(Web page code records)

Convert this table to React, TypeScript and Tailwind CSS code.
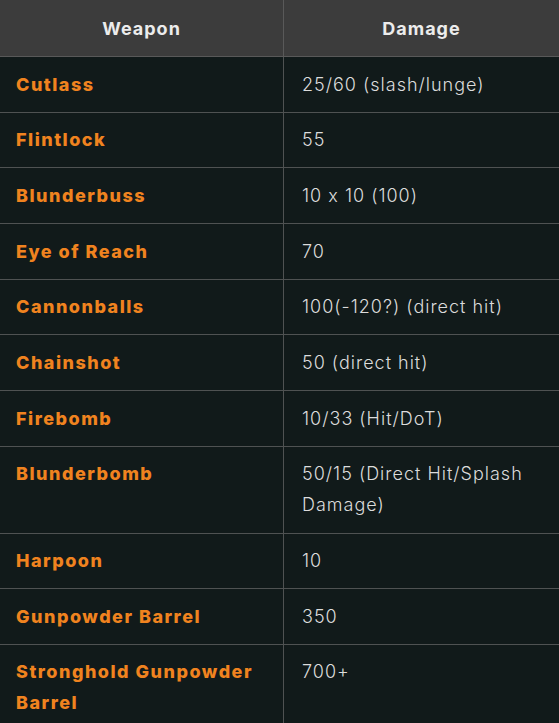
const ROWS: { weapon: string; damage: string }[] = [
  { weapon: "Cutlass", damage: "25/60 (slash/lunge)" },
  { weapon: "Flintlock", damage: "55" },
  { weapon: "Blunderbuss", damage: "10 x 10 (100)" },
  { weapon: "Eye of Reach", damage: "70" },
  { weapon: "Cannonballs", damage: "100(-120?) (direct hit)" },
  { weapon: "Chainshot", damage: "50 (direct hit)" },
  { weapon: "Firebomb", damage: "10/33 (Hit/DoT)" },
  { weapon: "Blunderbomb", damage: "50/15 (Direct Hit/Splash Damage)" },
  { weapon: "Harpoon", damage: "10" },
  { weapon: "Gunpowder Barrel", damage: "350" },
  { weapon: "Stronghold Gunpowder Barrel", damage: "700+" },
];

export default function App() {
  return (
    <div className="min-h-[723px] w-[559px] overflow-hidden bg-[#111a1a] font-['Inter','Roboto',sans-serif] text-[18px] leading-[31px] [font-feature-settings:'calt'_0]">
      <div className="grid grid-cols-[284px_1fr]">
        <div className="flex h-[57px] items-center justify-center border-r border-b border-[#595959] bg-[#3c3c3c] font-bold tracking-[1px] text-[#ececec]">
          Weapon
        </div>
        <div className="flex h-[57px] items-center justify-center border-b border-[#595959] bg-[#3c3c3c] font-bold tracking-[1px] text-[#ececec]">
          Damage
        </div>
        {ROWS.map((r) => (
          <div key={r.weapon} className="contents">
            <div className="border-r border-b border-[#4f5252] px-4 pt-[11.5px] pb-[12.2px] font-extrabold tracking-[1.5px] text-[#f0831f]">
              {r.weapon}
            </div>
            <div className="border-b border-[#4f5252] pt-[11.5px] pb-[12.2px] pl-[18px] pr-3 font-light tracking-[1px] text-[#dcdcdc]">
              {r.damage}
            </div>
          </div>
        ))}
      </div>
    </div>
  );
}
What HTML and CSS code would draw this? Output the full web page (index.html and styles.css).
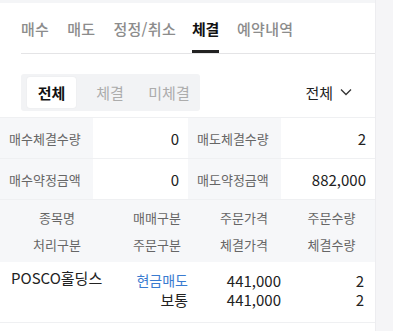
FILE: index.html
```html
<!DOCTYPE html>
<html lang="ko">

<head>
  <meta charset="UTF-8">
  <meta name="viewport" content="width=device-width, initial-scale=1.0">
  <title> 체결 </title>
  <link rel="stylesheet" href="styles.css">
</head>

<body>
  <div class="page">
    <div class="content">
      <ul class="tabs">
        <li>매수</li>
        <li>매도</li>
        <li>정정/취소</li>
        <li class="on">체결</li>
        <li>예약내역</li>
      </ul>

      <div class="filter">
        <div class="seg">
          <span class="on">전체</span>
          <span>체결</span>
          <span>미체결</span>
        </div>
        <div class="select">
          전체
          <svg width="14" height="14" viewBox="0 0 14 14">
            <path d="M2 4.5 L7 9.5 L12 4.5" fill="none" stroke="#333" stroke-width="1.3" />
          </svg>
        </div>
      </div>

      <div class="summary">
        <div class="label">매수체결수량</div>
        <div class="value">0</div>
        <div class="label">매도체결수량</div>
        <div class="value">2</div>
        <div class="label">매수약정금액</div>
        <div class="value">0</div>
        <div class="label">매도약정금액</div>
        <div class="value">882,000</div>
      </div>

      <div class="head">
        <span>종목명</span>
        <span>매매구분</span>
        <span>주문가격</span>
        <span>주문수량</span>
        <span>처리구분</span>
        <span>주문구분</span>
        <span>체결가격</span>
        <span>체결수량</span>
      </div>

      <div class="row">
        <div class="name">POSCO홀딩스</div>
        <div class="cols">
          <span class="sell">현금매도</span>
          <span>441,000</span>
          <span>2</span>
          <span>보통</span>
          <span>441,000</span>
          <span>2</span>
        </div>
      </div>
    </div>
    <div class="side"></div>
  </div>
</body>

</html>
```

FILE: styles.css
```css
* {
  margin: 0;
  padding: 0;
  box-sizing: border-box;
}

ul {
  list-style: none;
}

body {
  font-family: "Noto Sans CJK KR", "Noto Sans", sans-serif;
  color: #222;
  background: #fff;
}

.page {
  display: flex;
  height: 331px;
}

.content {
  width: 375px;
  border-top: 3px solid #f4f5f7;
}

.side {
  flex: 1;
  background: #f5f5f7;
  border-left: 1px solid #ededf0;
}

.tabs {
  display: flex;
  gap: 18px;
  margin-left: 21px;
  height: 51px;
  border-bottom: 1px solid #e4e4e6;
}

.tabs li {
  font-size: 15px;
  line-height: 20px;
  padding-top: 16px;
  color: #8c8c8c;
  font-weight: 500;
  letter-spacing: 0.3px;
}

.tabs li.on {
  color: #111;
  font-weight: 700;
  letter-spacing: -0.3px;
  margin-left: -2px;
  border-bottom: 3px solid #222;
}

.filter {
  display: flex;
  justify-content: space-between;
  align-items: center;
  padding: 13px 22px 0 21px;
  height: 63px;
}

.seg {
  display: flex;
  width: 179px;
  height: 37px;
  padding: 3px 6px;
  background: #f2f3f5;
  border-radius: 3px;
}

.seg span {
  display: flex;
  align-items: center;
  justify-content: center;
  font-size: 15px;
  color: #acacac;
}

.seg span:nth-child(1) {
  width: 49px;
}

.seg span:nth-child(2) {
  width: 68px;
}

.seg span:nth-child(3) {
  width: 50px;
}

.seg span.on {
  background: #fff;
  color: #111;
  font-weight: 700;
  border-radius: 3px;
  box-shadow: 0 0 2px rgba(0, 0, 0, .06);
}

.select {
  display: flex;
  align-items: center;
  gap: 6px;
  font-size: 15px;
  color: #222;
}

.summary {
  display: grid;
  grid-template-columns: 93px 95px 93px 94px;
  border-top: 1px solid #eff0f2;
}

.summary div {
  height: 41px;
  display: flex;
  align-items: center;
  border-bottom: 1px solid #eff0f2;
}

.summary .label {
  background: #f6f7f9;
  font-size: 13px;
  color: #666;
  padding-left: 9px;
}

.summary .value {
  justify-content: flex-end;
  font-size: 15px;
  color: #222;
  padding-right: 9px;
}

.head {
  display: grid;
  grid-template-columns: 114px 86px 88px 87px;
  grid-auto-rows: 27px;
  padding-top: 4px;
  height: 62px;
  background: #f6f7f9;
}

.head span {
  display: flex;
  align-items: center;
  justify-content: center;
  font-size: 13px;
  color: #666;
}

.row {
  display: flex;
  height: 61px;
  padding-top: 6px;
  border-bottom: 1px solid #eff0f2;
}

.name {
  width: 116px;
  padding-left: 11px;
  font-size: 15px;
  line-height: 20px;
  color: #222;
}

.cols {
  display: grid;
  grid-template-columns: 72px 93px 83px;
  grid-auto-rows: 19px;
  padding-top: 3px;
}

.cols span {
  text-align: right;
  font-size: 15px;
  line-height: 19px;
  color: #222;
}

.cols .sell {
  color: #3a7bd0;
  font-size: 14px;
}
```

_WHAT THIS TASK INVOLVES_.
Copy the records word for word, leaving no picture in the copy.

_WRITTEN SOLUTION_.
Convert this table to React, TypeScript and Tailwind CSS code.
const ROWS: { weapon: string; damage: string }[] = [
  { weapon: "Cutlass", damage: "25/60 (slash/lunge)" },
  { weapon: "Flintlock", damage: "55" },
  { weapon: "Blunderbuss", damage: "10 x 10 (100)" },
  { weapon: "Eye of Reach", damage: "70" },
  { weapon: "Cannonballs", damage: "100(-120?) (direct hit)" },
  { weapon: "Chainshot", damage: "50 (direct hit)" },
  { weapon: "Firebomb", damage: "10/33 (Hit/DoT)" },
  { weapon: "Blunderbomb", damage: "50/15 (Direct Hit/Splash Damage)" },
  { weapon: "Harpoon", damage: "10" },
  { weapon: "Gunpowder Barrel", damage: "350" },
  { weapon: "Stronghold Gunpowder Barrel", damage: "700+" },
];

export default function App() {
  return (
    <div className="min-h-[723px] w-[559px] overflow-hidden bg-[#111a1a] font-['Inter','Roboto',sans-serif] text-[18px] leading-[31px] [font-feature-settings:'calt'_0]">
      <div className="grid grid-cols-[284px_1fr]">
        <div className="flex h-[57px] items-center justify-center border-r border-b border-[#595959] bg-[#3c3c3c] font-bold tracking-[1px] text-[#ececec]">
          Weapon
        </div>
        <div className="flex h-[57px] items-center justify-center border-b border-[#595959] bg-[#3c3c3c] font-bold tracking-[1px] text-[#ececec]">
          Damage
        </div>
        {ROWS.map((r) => (
          <div key={r.weapon} className="contents">
            <div className="border-r border-b border-[#4f5252] px-4 pt-[11.5px] pb-[12.2px] font-extrabold tracking-[1.5px] text-[#f0831f]">
              {r.weapon}
            </div>
            <div className="border-b border-[#4f5252] pt-[11.5px] pb-[12.2px] pl-[18px] pr-3 font-light tracking-[1px] text-[#dcdcdc]">
              {r.damage}
            </div>
          </div>
        ))}
      </div>
    </div>
  );
}
What HTML and CSS code would draw this? Output the full web page (index.html and styles.css).
FILE: index.html
```html
<!DOCTYPE html>
<html lang="ko">

<head>
  <meta charset="UTF-8">
  <meta name="viewport" content="width=device-width, initial-scale=1.0">
  <title> 체결 </title>
  <link rel="stylesheet" href="styles.css">
</head>

<body>
  <div class="page">
    <div class="content">
      <ul class="tabs">
        <li>매수</li>
        <li>매도</li>
        <li>정정/취소</li>
        <li class="on">체결</li>
        <li>예약내역</li>
      </ul>

      <div class="filter">
        <div class="seg">
          <span class="on">전체</span>
          <span>체결</span>
          <span>미체결</span>
        </div>
        <div class="select">
          전체
          <svg width="14" height="14" viewBox="0 0 14 14">
            <path d="M2 4.5 L7 9.5 L12 4.5" fill="none" stroke="#333" stroke-width="1.3" />
          </svg>
        </div>
      </div>

      <div class="summary">
        <div class="label">매수체결수량</div>
        <div class="value">0</div>
        <div class="label">매도체결수량</div>
        <div class="value">2</div>
        <div class="label">매수약정금액</div>
        <div class="value">0</div>
        <div class="label">매도약정금액</div>
        <div class="value">882,000</div>
      </div>

      <div class="head">
        <span>종목명</span>
        <span>매매구분</span>
        <span>주문가격</span>
        <span>주문수량</span>
        <span>처리구분</span>
        <span>주문구분</span>
        <span>체결가격</span>
        <span>체결수량</span>
      </div>

      <div class="row">
        <div class="name">POSCO홀딩스</div>
        <div class="cols">
          <span class="sell">현금매도</span>
          <span>441,000</span>
          <span>2</span>
          <span>보통</span>
          <span>441,000</span>
          <span>2</span>
        </div>
      </div>
    </div>
    <div class="side"></div>
  </div>
</body>

</html>
```

FILE: styles.css
```css
* {
  margin: 0;
  padding: 0;
  box-sizing: border-box;
}

ul {
  list-style: none;
}

body {
  font-family: "Noto Sans CJK KR", "Noto Sans", sans-serif;
  color: #222;
  background: #fff;
}

.page {
  display: flex;
  height: 331px;
}

.content {
  width: 375px;
  border-top: 3px solid #f4f5f7;
}

.side {
  flex: 1;
  background: #f5f5f7;
  border-left: 1px solid #ededf0;
}

.tabs {
  display: flex;
  gap: 18px;
  margin-left: 21px;
  height: 51px;
  border-bottom: 1px solid #e4e4e6;
}

.tabs li {
  font-size: 15px;
  line-height: 20px;
  padding-top: 16px;
  color: #8c8c8c;
  font-weight: 500;
  letter-spacing: 0.3px;
}

.tabs li.on {
  color: #111;
  font-weight: 700;
  letter-spacing: -0.3px;
  margin-left: -2px;
  border-bottom: 3px solid #222;
}

.filter {
  display: flex;
  justify-content: space-between;
  align-items: center;
  padding: 13px 22px 0 21px;
  height: 63px;
}

.seg {
  display: flex;
  width: 179px;
  height: 37px;
  padding: 3px 6px;
  background: #f2f3f5;
  border-radius: 3px;
}

.seg span {
  display: flex;
  align-items: center;
  justify-content: center;
  font-size: 15px;
  color: #acacac;
}

.seg span:nth-child(1) {
  width: 49px;
}

.seg span:nth-child(2) {
  width: 68px;
}

.seg span:nth-child(3) {
  width: 50px;
}

.seg span.on {
  background: #fff;
  color: #111;
  font-weight: 700;
  border-radius: 3px;
  box-shadow: 0 0 2px rgba(0, 0, 0, .06);
}

.select {
  display: flex;
  align-items: center;
  gap: 6px;
  font-size: 15px;
  color: #222;
}

.summary {
  display: grid;
  grid-template-columns: 93px 95px 93px 94px;
  border-top: 1px solid #eff0f2;
}

.summary div {
  height: 41px;
  display: flex;
  align-items: center;
  border-bottom: 1px solid #eff0f2;
}

.summary .label {
  background: #f6f7f9;
  font-size: 13px;
  color: #666;
  padding-left: 9px;
}

.summary .value {
  justify-content: flex-end;
  font-size: 15px;
  color: #222;
  padding-right: 9px;
}

.head {
  display: grid;
  grid-template-columns: 114px 86px 88px 87px;
  grid-auto-rows: 27px;
  padding-top: 4px;
  height: 62px;
  background: #f6f7f9;
}

.head span {
  display: flex;
  align-items: center;
  justify-content: center;
  font-size: 13px;
  color: #666;
}

.row {
  display: flex;
  height: 61px;
  padding-top: 6px;
  border-bottom: 1px solid #eff0f2;
}

.name {
  width: 116px;
  padding-left: 11px;
  font-size: 15px;
  line-height: 20px;
  color: #222;
}

.cols {
  display: grid;
  grid-template-columns: 72px 93px 83px;
  grid-auto-rows: 19px;
  padding-top: 3px;
}

.cols span {
  text-align: right;
  font-size: 15px;
  line-height: 19px;
  color: #222;
}

.cols .sell {
  color: #3a7bd0;
  font-size: 14px;
}
```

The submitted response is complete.